Scrolling through these videos becomes its own strange and torturous ritual, part inspiration, part self-punishment. I feel disappointed in myself in that moment, yet oddly energised, convinced that tomorrow will be different. Tomorrow, I’ll wake up at sunrise and become the most productive version of myself. However, constantly trying to be more and to live up to the unrealistic expectations of today’s hustle culture is tiring.
Even the culture of the ‘LinkedIn grind’ has become concerning because it normalises constant self-promotion, overwork, and performative success. Users are encouraged to present uninterrupted career progression, relentless motivation, and productivity as moral virtues, leaving little room for vulnerability, rest, or failure. The extent to which hyper-productivity is pushed online solely creates the illusion that you are just never working hard enough. When did growth become performance?
Statistics indicate that in 2025, 34% of adults reported ‘always’ or ‘often’ experiencing high stress, while 91% experienced high stress at some point. Despite this prevalence, stress management appears to be sidelined within contemporary self-improvement culture. Instead, social media promotes a narrow conception of “improvement” that prioritises productivity and measurable outcomes, often at the expense of mental wellbeing.
We are at the point of glamourising and aestheticizing the ‘slow life' because it seems like a luxury to be able to slow down. For instance, we are fed ‘Sunday morning reset’ videos, which depict people spending the day deep cleaning their homes and offering an alternative to the hustle culture. In a world where everyone feels like they are meant to be pushing themselves to the extreme to compete with others, rest has become a reward. On one hand, we can see rest and the ‘slow life’ demonised by this hyper-productivity culture, but at the same time it is depicted as a luxury because it is something that you can only afford down the line, after you’ve hustled your way to the top. Only once you have completed a certain amount of work have you earned a slow morning.
But it is not just a slow morning that has become a luxury. It is also having hobbies that aren’t monetized and allowing yourself to do things just for fun. Social media propels both ends of the spectrum, turning them into extreme trends. These competing lifestyles have also become capitalised, with TikTok shop promoting both products for you to incorporate into your wellness morning routine and e-books to help you maximise your productivity.
There is so much focus on maximising everything you do to make money and produce better results that it is easy to forget that you can do things just for your own enjoyment; not everything has to be productive.
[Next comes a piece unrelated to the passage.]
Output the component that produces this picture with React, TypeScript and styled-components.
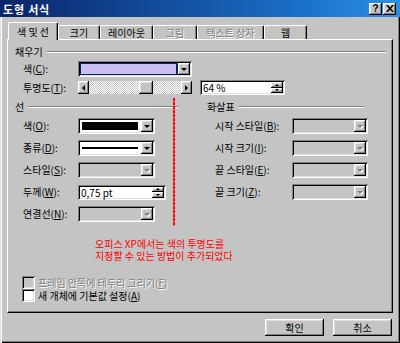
import React from "react";
import styled, { createGlobalStyle, css } from "styled-components";

const FACE = "#c4c4c4";

const GlobalStyle = createGlobalStyle`
  html, body {
    margin: 0;
    padding: 0;
    background: ${FACE};
  }
  body {
    font-family: "Noto Sans CJK KR", "Liberation Sans", sans-serif;
    font-size: 10px;
    line-height: 12px;
  }
  u {
    text-decoration-thickness: 1px;
    text-underline-offset: 1px;
  }
`;

const raised = css`
  background: ${FACE};
  box-shadow: inset -1px -1px #000, inset 1px 1px #fff, inset -2px -2px #808080,
    inset 2px 2px #dfdfdf;
`;

const sunken = css`
  box-shadow: inset 1px 1px #808080, inset -1px -1px #fff, inset 2px 2px #000,
    inset -2px -2px #dfdfdf;
`;

const disabledText = css`
  color: #808080;
  text-shadow: 1px 1px 0 #fff;
`;

const tabs = [
  { label: "색 및 선", w: 50, active: true },
  { label: "크기", w: 42 },
  { label: "레이아웃", w: 53 },
  { label: "그림", w: 44, disabled: true },
  { label: "텍스트 상자", w: 67, disabled: true },
  { label: "웹", w: 43 }
];

const arrowRows = [
  ["시작 스타일", "B"],
  ["시작 크기", "I"],
  ["끝 스타일", "E"],
  ["끝 크기", "Z"]
];

const transparency = 64;

export default function App() {
  // slider thumb position from the value
  const trackW = 92;
  const thumbW = 14;
  const thumbLeft = Math.round((transparency / 100) * (trackW - thumbW));

  return (
    <>
      <GlobalStyle />
      <Window>
        <TitleBar>
          <TitleText>도형 서식</TitleText>
          <TitleButtons>
            <TitleBtn>?</TitleBtn>
            <TitleBtn>
              <svg width="8" height="7" viewBox="0 0 8 7">
                <path d="M0 0h2l2 2.5L6 0h2L5 3.5 8 7H6L4 4.5 2 7H0l3-3.5z" fill="#000" />
              </svg>
            </TitleBtn>
          </TitleButtons>
        </TitleBar>

        <Body>
          <TabRow>
            {tabs.map(t => (
              <Tab key={t.label} $w={t.w} $active={t.active} $disabled={t.disabled}>
                {t.label}
              </Tab>
            ))}
          </TabRow>

          <Panel>
            <GroupHeader>
              채우기
              <GrooveLine />
            </GroupHeader>
            <FieldRow $mt={3}>
              <FieldLabel $w={55}>
                색(<u>C</u>):
              </FieldLabel>
              <Combo $w={114}>
                <ComboValue $focus>
                  <Swatch $color="#cbbff2" $m={0} />
                </ComboValue>
                <DropBtn>
                  <DownArrow />
                </DropBtn>
              </Combo>
            </FieldRow>
            <FieldRow $mt={3} $h={15}>
              <FieldLabel $w={55}>
                투명도(<u>T</u>):
              </FieldLabel>
              <Slider>
                <ArrowBtn>
                  <LeftArrow />
                </ArrowBtn>
                <Track>
                  <Thumb style={{ marginLeft: thumbLeft }} />
                </Track>
                <ArrowBtn>
                  <RightArrow />
                </ArrowBtn>
              </Slider>
              <SpinEdit $w={85} $ml={8}>
                <EditText>64 %</EditText>
                <Spin>
                  <SpinBtn>
                    <TinyUp />
                  </SpinBtn>
                  <SpinBtn>
                    <TinyDown />
                  </SpinBtn>
                </Spin>
              </SpinEdit>
            </FieldRow>

            <Columns>
              <Column $w={163}>
                <GroupHeader>
                  선
                  <GrooveLine />
                </GroupHeader>
                <Rows>
                  <FieldRow>
                    <FieldLabel $w={55}>
                      색(<u>O</u>):
                    </FieldLabel>
                    <Combo $w={77}>
                      <ComboValue>
                        <Swatch $color="#000" $m={1} />
                      </ComboValue>
                      <DropBtn>
                        <DownArrow />
                      </DropBtn>
                    </Combo>
                  </FieldRow>
                  <FieldRow>
                    <FieldLabel $w={55}>
                      종류(<u>D</u>):
                    </FieldLabel>
                    <Combo $w={77}>
                      <ComboValue>
                        <LineSample />
                      </ComboValue>
                      <DropBtn>
                        <DownArrow />
                      </DropBtn>
                    </Combo>
                  </FieldRow>
                  <FieldRow>
                    <FieldLabel $w={55}>
                      스타일(<u>S</u>):
                    </FieldLabel>
                    <Combo $w={77} $disabled>
                      <ComboValue />
                      <DropBtn>
                        <DownArrow $disabled />
                      </DropBtn>
                    </Combo>
                  </FieldRow>
                  <FieldRow>
                    <FieldLabel $w={55}>
                      두께(<u>W</u>):
                    </FieldLabel>
                    <SpinEdit $w={88}>
                      <EditText>0,75 pt</EditText>
                      <Spin>
                        <SpinBtn>
                          <TinyUp />
                        </SpinBtn>
                        <SpinBtn>
                          <TinyDown />
                        </SpinBtn>
                      </Spin>
                    </SpinEdit>
                  </FieldRow>
                  <FieldRow>
                    <FieldLabel $w={55}>
                      연결선(<u>N</u>):
                    </FieldLabel>
                    <Combo $w={77} $disabled>
                      <ComboValue />
                      <DropBtn>
                        <DownArrow $disabled />
                      </DropBtn>
                    </Combo>
                  </FieldRow>
                </Rows>
              </Column>

              <Column $w={161}>
                <GroupHeader $mr={4}>
                  화살표
                  <GrooveLine />
                </GroupHeader>
                <Rows>
                  {arrowRows.map(([name, key]) => (
                    <FieldRow key={key}>
                      <FieldLabel $w={77}>
                        {name}(<u>{key}</u>):
                      </FieldLabel>
                      <Combo $w={76} $disabled>
                        <ComboValue />
                        <DropBtn>
                          <DownArrow $disabled />
                        </DropBtn>
                      </Combo>
                    </FieldRow>
                  ))}
                </Rows>
              </Column>
            </Columns>

            <Note>
              <NoteLine>오피스 XP에서는 색의 투명도를</NoteLine>
              <NoteLine>지정할 수 있는 방법이 추가되었다</NoteLine>
            </Note>

            <CheckRow $mt={14} $disabled>
              <CheckBox $disabled />
              <CheckText>
                프레임 안쪽에 테두리 그리기(<u>F</u>)
              </CheckText>
            </CheckRow>
            <CheckRow>
              <CheckBox />
              <CheckText>
                새 개체에 기본값 설정(<u>A</u>)
              </CheckText>
            </CheckRow>

            <RedGuide />
          </Panel>

          <ButtonRow>
            <PushButton>확인</PushButton>
            <PushButton>취소</PushButton>
          </ButtonRow>
        </Body>
      </Window>
    </>
  );
}

const Window = styled.div`
  width: 400px;
  height: 343px;
  box-sizing: border-box;
  display: flex;
  flex-direction: column;
  background: ${FACE};
  color: #000;
  box-shadow: inset 1px 0 #dfdfdf, inset 2px 0 #fff, inset -1px -1px #000,
    inset -2px -2px #808080;
  overflow: hidden;
`;

const TitleBar = styled.div`
  height: 17px;
  display: flex;
  align-items: center;
  padding: 0 4px 0 3px;
  background: linear-gradient(to right, #0a246a, #1a6fc8 75%, #2c8fe6);
  color: #fff;
  font-size: 11px;
  font-weight: bold;
`;

const TitleText = styled.div`
  flex: 1;
  letter-spacing: 0.8px;
`;

const TitleButtons = styled.div`
  display: flex;
  gap: 1px;
`;

const TitleBtn = styled.div`
  ${raised};
  width: 13px;
  height: 12px;
  display: flex;
  align-items: center;
  justify-content: center;
  color: #000;
  font-family: "Liberation Sans", sans-serif;
  font-size: 10px;
  font-weight: bold;
  line-height: 1;
`;

const Body = styled.div`
  flex: 1;
  display: flex;
  flex-direction: column;
  padding: 6px 7px 0 7px;
`;

const TabRow = styled.div`
  display: flex;
  align-items: flex-end;
  height: 16px;
  padding-left: 1px;
  position: relative;
  z-index: 1;
`;

const Tab = styled.div<{ $w: number; $active?: boolean; $disabled?: boolean }>`
  width: ${p => p.$w}px;
  height: ${p => (p.$active ? 18 : 14)}px;
  margin-bottom: ${p => (p.$active ? -1 : 0)}px;
  box-sizing: border-box;
  display: flex;
  align-items: center;
  justify-content: center;
  background: ${FACE};
  border-top: 1px solid #fff;
  border-left: 1px solid #fff;
  border-right: 1px solid #000;
  border-radius: 2px 2px 0 0;
  box-shadow: inset -1px 0 #808080;
  padding-top: ${p => (p.$active ? 0 : 1)}px;
  ${p => p.$disabled && disabledText};
`;

const Panel = styled.div`
  position: relative;
  height: 274px;
  box-sizing: border-box;
  display: flex;
  flex-direction: column;
  border: 1px solid;
  border-color: #fff #000 #000 #fff;
  box-shadow: inset -1px -1px #808080;
  padding: 6px 6px 0 7px;
`;

const GroupHeader = styled.div<{ $mr?: number }>`
  display: flex;
  align-items: center;
  height: 12px;
  margin-right: ${p => p.$mr || 0}px;
`;

const GrooveLine = styled.div`
  flex: 1;
  height: 0;
  margin-left: 4px;
  border-top: 1px solid #808080;
  border-bottom: 1px solid #fff;
`;

const FieldRow = styled.div<{ $mt?: number; $h?: number }>`
  display: flex;
  align-items: center;
  height: ${p => p.$h || 16}px;
  margin-left: 8px;
  margin-top: ${p => p.$mt || 0}px;
`;

const FieldLabel = styled.div<{ $w: number }>`
  width: ${p => p.$w}px;
  flex: none;
  white-space: nowrap;
`;

const Combo = styled.div<{ $w: number; $disabled?: boolean }>`
  ${sunken};
  width: ${p => p.$w}px;
  height: 16px;
  box-sizing: border-box;
  padding: 2px;
  display: flex;
  background: ${p => (p.$disabled ? FACE : "#fff")};
`;

const ComboValue = styled.div<{ $focus?: boolean }>`
  flex: 1;
  display: flex;
  align-items: center;
  padding: 1px;
  background: ${p => (p.$focus ? "#0a246a" : "transparent")};
`;

const Swatch = styled.div<{ $color: string; $m: number }>`
  flex: 1;
  align-self: stretch;
  margin: ${p => p.$m}px ${p => p.$m + 1}px ${p => p.$m}px ${p => p.$m}px;
  background: ${p => p.$color};
`;

const LineSample = styled.div`
  flex: 1;
  height: 2px;
  margin: 0 2px 0 1px;
  background: #000;
`;

const DropBtn = styled.div`
  ${raised};
  width: 12px;
  flex: none;
  display: flex;
  align-items: center;
  justify-content: center;
`;

const DownArrow = styled.div<{ $disabled?: boolean }>`
  width: 0;
  height: 0;
  border-left: 3px solid transparent;
  border-right: 3px solid transparent;
  border-top: 3px solid ${p => (p.$disabled ? "#808080" : "#000")};
  margin-top: 1px;
  ${p => p.$disabled && "filter: drop-shadow(1px 1px 0 #fff);"};
`;

const Slider = styled.div`
  width: 114px;
  height: 13px;
  display: flex;
  flex: none;
`;

const ArrowBtn = styled.div`
  ${raised};
  width: 11px;
  flex: none;
  display: flex;
  align-items: center;
  justify-content: center;
`;

const LeftArrow = styled.div`
  width: 0;
  height: 0;
  border-top: 3px solid transparent;
  border-bottom: 3px solid transparent;
  border-right: 3px solid #000;
`;

const RightArrow = styled.div`
  width: 0;
  height: 0;
  border-top: 3px solid transparent;
  border-bottom: 3px solid transparent;
  border-left: 3px solid #000;
`;

const Track = styled.div`
  flex: 1;
  display: flex;
  background: repeating-conic-gradient(#fff 0 25%, ${FACE} 0 50%) 0 0 / 2px 2px;
`;

const Thumb = styled.div`
  ${raised};
  width: 14px;
`;

const SpinEdit = styled.div<{ $w: number; $ml?: number }>`
  ${sunken};
  width: ${p => p.$w}px;
  height: 15px;
  margin-left: ${p => p.$ml || 0}px;
  box-sizing: border-box;
  padding: 2px;
  display: flex;
  background: #fff;
`;

const EditText = styled.div`
  flex: 1;
  padding-left: 1px;
  line-height: 11px;
`;

const Spin = styled.div`
  width: 12px;
  display: flex;
  flex-direction: column;
`;

const SpinBtn = styled.div`
  ${raised};
  flex: 1;
  display: flex;
  align-items: center;
  justify-content: center;
`;

const TinyUp = styled.div`
  width: 0;
  height: 0;
  border-left: 2px solid transparent;
  border-right: 2px solid transparent;
  border-bottom: 2px solid #000;
`;

const TinyDown = styled.div`
  width: 0;
  height: 0;
  border-left: 2px solid transparent;
  border-right: 2px solid transparent;
  border-top: 2px solid #000;
`;

const Columns = styled.div`
  display: flex;
  gap: 29px;
  margin-top: 6px;
`;

const Column = styled.div<{ $w: number }>`
  width: ${p => p.$w}px;
  display: flex;
  flex-direction: column;
`;

const Rows = styled.div`
  display: flex;
  flex-direction: column;
  gap: 6px;
  margin-top: 5px;
`;

const Note = styled.div`
  margin: 16px 0 0 80px;
  color: #ff0000;
  display: flex;
  flex-direction: column;
`;

const NoteLine = styled.div`
  height: 12px;
  line-height: 12px;
  white-space: nowrap;
`;

const CheckRow = styled.div<{ $mt?: number; $disabled?: boolean }>`
  display: flex;
  align-items: center;
  gap: 3px;
  height: 13px;
  margin: ${p => p.$mt || 0}px 0 0 7px;
  ${p => p.$disabled && disabledText};
`;

const CheckText = styled.span`
  white-space: nowrap;
  line-height: 12px;
`;

const CheckBox = styled.div<{ $disabled?: boolean }>`
  ${sunken};
  width: 13px;
  height: 13px;
  flex: none;
  background: ${p => (p.$disabled ? FACE : "#fff")};
`;

const RedGuide = styled.div`
  position: absolute;
  left: 165px;
  top: 58px;
  width: 2px;
  height: 128px;
  background: repeating-linear-gradient(to bottom, #ff0000 0 3px, #ff6a6a 3px 4px);
`;

const ButtonRow = styled.div`
  display: flex;
  justify-content: flex-end;
  gap: 9px;
  margin-top: 6px;
  padding-right: 1px;
`;

const PushButton = styled.div`
  ${raised};
  width: 59px;
  height: 17px;
  display: flex;
  align-items: center;
  justify-content: center;
`;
Many people conflate productivity culture with meaningful development – it has become less common for people to have hobbies purely for the love or the fun of it, instead choosing hobbies based on the purpose they serve. This results in exhaustion rather than genuine growth. You are not focussing on improving your own life, but on trying to achieve an unrealistic expectation we have been fed through a screen. Do we all need to be waking at 5am to achieve our goals, or have we just been following trends that suit the lives of others?
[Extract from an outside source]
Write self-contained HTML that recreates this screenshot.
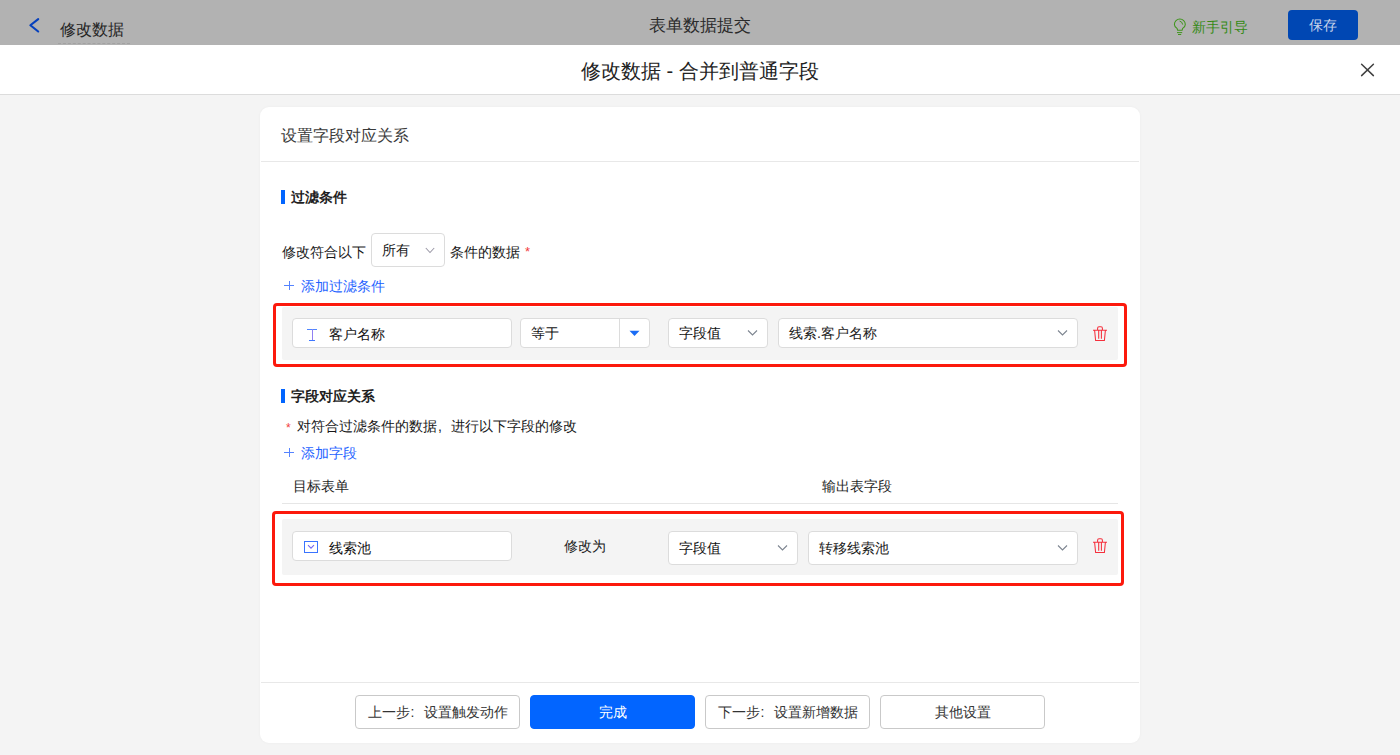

Moreover, many of the people who sell e-book guides to recreating their success had an advantage over others to begin with, with privileged backgrounds and important connections to give them a head start. But the starting point is not equal for everybody, and that is what is most often ignored in hustle culture. Gary Stevenson speaks about how you cannot just ‘hustle culture’ your way out of systemic barriers. How hard you have to work depends massively on who you are and the resources you have. For example, it is easier for a white man to get access to startup funding than a minority individual. The long-hour workloads that are so often pushed and aestheticized on social media systemically exclude women, particularly working mothers. But when you go online the message is that if you just imitate ‘that girl’, if you just work harder, if you just invest whatever you have, then you too will be successful. As much as there are people that will feel extremely motivated by this, it is important to remember that this as an extreme and not something that is equally accessible or desirable to everyone.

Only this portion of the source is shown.